(Exercise aim): Carry none of the pictures over; set down the material below exactly.

(Information shown):
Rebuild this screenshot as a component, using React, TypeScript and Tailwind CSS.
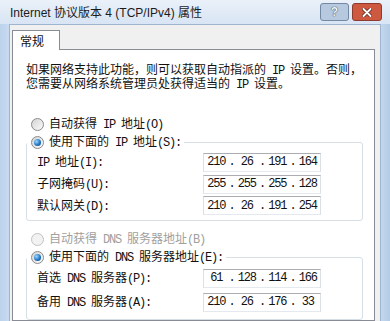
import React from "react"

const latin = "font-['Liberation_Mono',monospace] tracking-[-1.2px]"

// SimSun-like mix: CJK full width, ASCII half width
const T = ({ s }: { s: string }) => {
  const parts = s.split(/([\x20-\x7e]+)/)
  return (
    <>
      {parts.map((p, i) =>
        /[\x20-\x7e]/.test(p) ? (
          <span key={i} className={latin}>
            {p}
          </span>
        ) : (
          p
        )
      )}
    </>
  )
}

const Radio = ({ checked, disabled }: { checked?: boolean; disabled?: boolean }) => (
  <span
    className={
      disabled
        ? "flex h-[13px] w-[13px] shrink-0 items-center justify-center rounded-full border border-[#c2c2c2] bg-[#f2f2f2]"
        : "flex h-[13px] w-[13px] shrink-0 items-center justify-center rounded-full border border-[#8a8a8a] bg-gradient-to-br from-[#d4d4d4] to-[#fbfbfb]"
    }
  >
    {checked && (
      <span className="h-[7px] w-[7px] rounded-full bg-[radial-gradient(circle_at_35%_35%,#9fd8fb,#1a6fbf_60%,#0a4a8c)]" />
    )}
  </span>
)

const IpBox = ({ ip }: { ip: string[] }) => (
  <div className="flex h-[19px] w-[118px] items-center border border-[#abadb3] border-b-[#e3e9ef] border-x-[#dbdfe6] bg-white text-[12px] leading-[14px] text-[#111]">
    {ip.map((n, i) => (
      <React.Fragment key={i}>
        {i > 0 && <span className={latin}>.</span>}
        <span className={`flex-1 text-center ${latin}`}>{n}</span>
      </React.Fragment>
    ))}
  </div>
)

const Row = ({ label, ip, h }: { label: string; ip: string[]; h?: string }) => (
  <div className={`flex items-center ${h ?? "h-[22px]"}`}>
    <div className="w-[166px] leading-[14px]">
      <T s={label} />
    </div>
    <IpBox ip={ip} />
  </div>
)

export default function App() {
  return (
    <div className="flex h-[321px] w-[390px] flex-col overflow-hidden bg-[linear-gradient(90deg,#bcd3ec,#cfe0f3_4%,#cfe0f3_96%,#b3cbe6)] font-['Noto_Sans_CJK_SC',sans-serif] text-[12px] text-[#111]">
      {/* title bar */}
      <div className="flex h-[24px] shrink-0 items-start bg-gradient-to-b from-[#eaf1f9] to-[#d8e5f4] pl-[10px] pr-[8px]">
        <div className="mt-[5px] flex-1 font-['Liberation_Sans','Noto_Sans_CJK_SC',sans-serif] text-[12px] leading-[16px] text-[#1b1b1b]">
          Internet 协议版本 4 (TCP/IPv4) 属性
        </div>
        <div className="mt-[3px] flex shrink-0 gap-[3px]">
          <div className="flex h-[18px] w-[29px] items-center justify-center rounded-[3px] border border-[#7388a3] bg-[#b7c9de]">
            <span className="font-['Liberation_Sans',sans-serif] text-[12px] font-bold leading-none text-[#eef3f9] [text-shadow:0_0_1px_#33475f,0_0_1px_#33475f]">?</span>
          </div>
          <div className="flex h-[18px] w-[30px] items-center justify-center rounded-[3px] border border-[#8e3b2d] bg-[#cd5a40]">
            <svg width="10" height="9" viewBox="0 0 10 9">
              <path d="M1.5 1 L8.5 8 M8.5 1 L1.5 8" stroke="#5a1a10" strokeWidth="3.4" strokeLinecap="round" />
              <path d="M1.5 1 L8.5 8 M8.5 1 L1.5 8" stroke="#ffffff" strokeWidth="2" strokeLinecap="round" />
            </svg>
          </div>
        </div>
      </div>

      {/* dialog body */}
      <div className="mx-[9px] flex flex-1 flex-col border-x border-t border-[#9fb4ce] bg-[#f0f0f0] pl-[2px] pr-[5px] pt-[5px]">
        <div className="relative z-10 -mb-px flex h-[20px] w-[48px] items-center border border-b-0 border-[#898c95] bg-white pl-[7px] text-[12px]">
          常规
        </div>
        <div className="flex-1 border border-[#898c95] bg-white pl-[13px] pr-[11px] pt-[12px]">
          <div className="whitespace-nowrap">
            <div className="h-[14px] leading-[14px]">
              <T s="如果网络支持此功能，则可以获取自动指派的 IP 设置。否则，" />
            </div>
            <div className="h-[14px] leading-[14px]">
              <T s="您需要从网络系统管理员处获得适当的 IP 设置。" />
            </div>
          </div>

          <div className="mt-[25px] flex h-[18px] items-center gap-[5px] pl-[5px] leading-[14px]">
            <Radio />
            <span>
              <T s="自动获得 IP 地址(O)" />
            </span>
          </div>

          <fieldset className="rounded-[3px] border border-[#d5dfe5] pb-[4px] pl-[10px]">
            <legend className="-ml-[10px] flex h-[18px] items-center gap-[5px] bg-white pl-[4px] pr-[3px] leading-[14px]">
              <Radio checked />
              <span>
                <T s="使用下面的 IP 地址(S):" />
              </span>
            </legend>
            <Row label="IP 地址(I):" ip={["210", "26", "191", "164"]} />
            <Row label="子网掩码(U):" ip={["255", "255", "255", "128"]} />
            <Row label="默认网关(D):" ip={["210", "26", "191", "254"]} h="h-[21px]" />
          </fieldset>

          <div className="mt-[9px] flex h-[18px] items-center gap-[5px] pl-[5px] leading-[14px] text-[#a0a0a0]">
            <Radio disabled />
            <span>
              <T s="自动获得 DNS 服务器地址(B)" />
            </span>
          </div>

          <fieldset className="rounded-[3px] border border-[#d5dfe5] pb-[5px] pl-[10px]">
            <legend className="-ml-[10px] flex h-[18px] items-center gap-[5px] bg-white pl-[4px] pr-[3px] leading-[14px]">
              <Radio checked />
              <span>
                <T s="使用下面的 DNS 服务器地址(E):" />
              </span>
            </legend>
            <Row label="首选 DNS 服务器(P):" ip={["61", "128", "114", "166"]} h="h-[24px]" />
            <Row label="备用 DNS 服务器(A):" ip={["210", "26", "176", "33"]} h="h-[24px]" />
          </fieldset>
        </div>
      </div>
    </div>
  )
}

(Written response):
Rebuild this screenshot as a component, using React, TypeScript and Tailwind CSS.
import React from "react"

const latin = "font-['Liberation_Mono',monospace] tracking-[-1.2px]"

// SimSun-like mix: CJK full width, ASCII half width
const T = ({ s }: { s: string }) => {
  const parts = s.split(/([\x20-\x7e]+)/)
  return (
    <>
      {parts.map((p, i) =>
        /[\x20-\x7e]/.test(p) ? (
          <span key={i} className={latin}>
            {p}
          </span>
        ) : (
          p
        )
      )}
    </>
  )
}

const Radio = ({ checked, disabled }: { checked?: boolean; disabled?: boolean }) => (
  <span
    className={
      disabled
        ? "flex h-[13px] w-[13px] shrink-0 items-center justify-center rounded-full border border-[#c2c2c2] bg-[#f2f2f2]"
        : "flex h-[13px] w-[13px] shrink-0 items-center justify-center rounded-full border border-[#8a8a8a] bg-gradient-to-br from-[#d4d4d4] to-[#fbfbfb]"
    }
  >
    {checked && (
      <span className="h-[7px] w-[7px] rounded-full bg-[radial-gradient(circle_at_35%_35%,#9fd8fb,#1a6fbf_60%,#0a4a8c)]" />
    )}
  </span>
)

const IpBox = ({ ip }: { ip: string[] }) => (
  <div className="flex h-[19px] w-[118px] items-center border border-[#abadb3] border-b-[#e3e9ef] border-x-[#dbdfe6] bg-white text-[12px] leading-[14px] text-[#111]">
    {ip.map((n, i) => (
      <React.Fragment key={i}>
        {i > 0 && <span className={latin}>.</span>}
        <span className={`flex-1 text-center ${latin}`}>{n}</span>
      </React.Fragment>
    ))}
  </div>
)

const Row = ({ label, ip, h }: { label: string; ip: string[]; h?: string }) => (
  <div className={`flex items-center ${h ?? "h-[22px]"}`}>
    <div className="w-[166px] leading-[14px]">
      <T s={label} />
    </div>
    <IpBox ip={ip} />
  </div>
)

export default function App() {
  return (
    <div className="flex h-[321px] w-[390px] flex-col overflow-hidden bg-[linear-gradient(90deg,#bcd3ec,#cfe0f3_4%,#cfe0f3_96%,#b3cbe6)] font-['Noto_Sans_CJK_SC',sans-serif] text-[12px] text-[#111]">
      {/* title bar */}
      <div className="flex h-[24px] shrink-0 items-start bg-gradient-to-b from-[#eaf1f9] to-[#d8e5f4] pl-[10px] pr-[8px]">
        <div className="mt-[5px] flex-1 font-['Liberation_Sans','Noto_Sans_CJK_SC',sans-serif] text-[12px] leading-[16px] text-[#1b1b1b]">
          Internet 协议版本 4 (TCP/IPv4) 属性
        </div>
        <div className="mt-[3px] flex shrink-0 gap-[3px]">
          <div className="flex h-[18px] w-[29px] items-center justify-center rounded-[3px] border border-[#7388a3] bg-[#b7c9de]">
            <span className="font-['Liberation_Sans',sans-serif] text-[12px] font-bold leading-none text-[#eef3f9] [text-shadow:0_0_1px_#33475f,0_0_1px_#33475f]">?</span>
          </div>
          <div className="flex h-[18px] w-[30px] items-center justify-center rounded-[3px] border border-[#8e3b2d] bg-[#cd5a40]">
            <svg width="10" height="9" viewBox="0 0 10 9">
              <path d="M1.5 1 L8.5 8 M8.5 1 L1.5 8" stroke="#5a1a10" strokeWidth="3.4" strokeLinecap="round" />
              <path d="M1.5 1 L8.5 8 M8.5 1 L1.5 8" stroke="#ffffff" strokeWidth="2" strokeLinecap="round" />
            </svg>
          </div>
        </div>
      </div>

      {/* dialog body */}
      <div className="mx-[9px] flex flex-1 flex-col border-x border-t border-[#9fb4ce] bg-[#f0f0f0] pl-[2px] pr-[5px] pt-[5px]">
        <div className="relative z-10 -mb-px flex h-[20px] w-[48px] items-center border border-b-0 border-[#898c95] bg-white pl-[7px] text-[12px]">
          常规
        </div>
        <div className="flex-1 border border-[#898c95] bg-white pl-[13px] pr-[11px] pt-[12px]">
          <div className="whitespace-nowrap">
            <div className="h-[14px] leading-[14px]">
              <T s="如果网络支持此功能，则可以获取自动指派的 IP 设置。否则，" />
            </div>
            <div className="h-[14px] leading-[14px]">
              <T s="您需要从网络系统管理员处获得适当的 IP 设置。" />
            </div>
          </div>

          <div className="mt-[25px] flex h-[18px] items-center gap-[5px] pl-[5px] leading-[14px]">
            <Radio />
            <span>
              <T s="自动获得 IP 地址(O)" />
            </span>
          </div>

          <fieldset className="rounded-[3px] border border-[#d5dfe5] pb-[4px] pl-[10px]">
            <legend className="-ml-[10px] flex h-[18px] items-center gap-[5px] bg-white pl-[4px] pr-[3px] leading-[14px]">
              <Radio checked />
              <span>
                <T s="使用下面的 IP 地址(S):" />
              </span>
            </legend>
            <Row label="IP 地址(I):" ip={["210", "26", "191", "164"]} />
            <Row label="子网掩码(U):" ip={["255", "255", "255", "128"]} />
            <Row label="默认网关(D):" ip={["210", "26", "191", "254"]} h="h-[21px]" />
          </fieldset>

          <div className="mt-[9px] flex h-[18px] items-center gap-[5px] pl-[5px] leading-[14px] text-[#a0a0a0]">
            <Radio disabled />
            <span>
              <T s="自动获得 DNS 服务器地址(B)" />
            </span>
          </div>

          <fieldset className="rounded-[3px] border border-[#d5dfe5] pb-[5px] pl-[10px]">
            <legend className="-ml-[10px] flex h-[18px] items-center gap-[5px] bg-white pl-[4px] pr-[3px] leading-[14px]">
              <Radio checked />
              <span>
                <T s="使用下面的 DNS 服务器地址(E):" />
              </span>
            </legend>
            <Row label="首选 DNS 服务器(P):" ip={["61", "128", "114", "166"]} h="h-[24px]" />
            <Row label="备用 DNS 服务器(A):" ip={["210", "26", "176", "33"]} h="h-[24px]" />
          </fieldset>
        </div>
      </div>
    </div>
  )
}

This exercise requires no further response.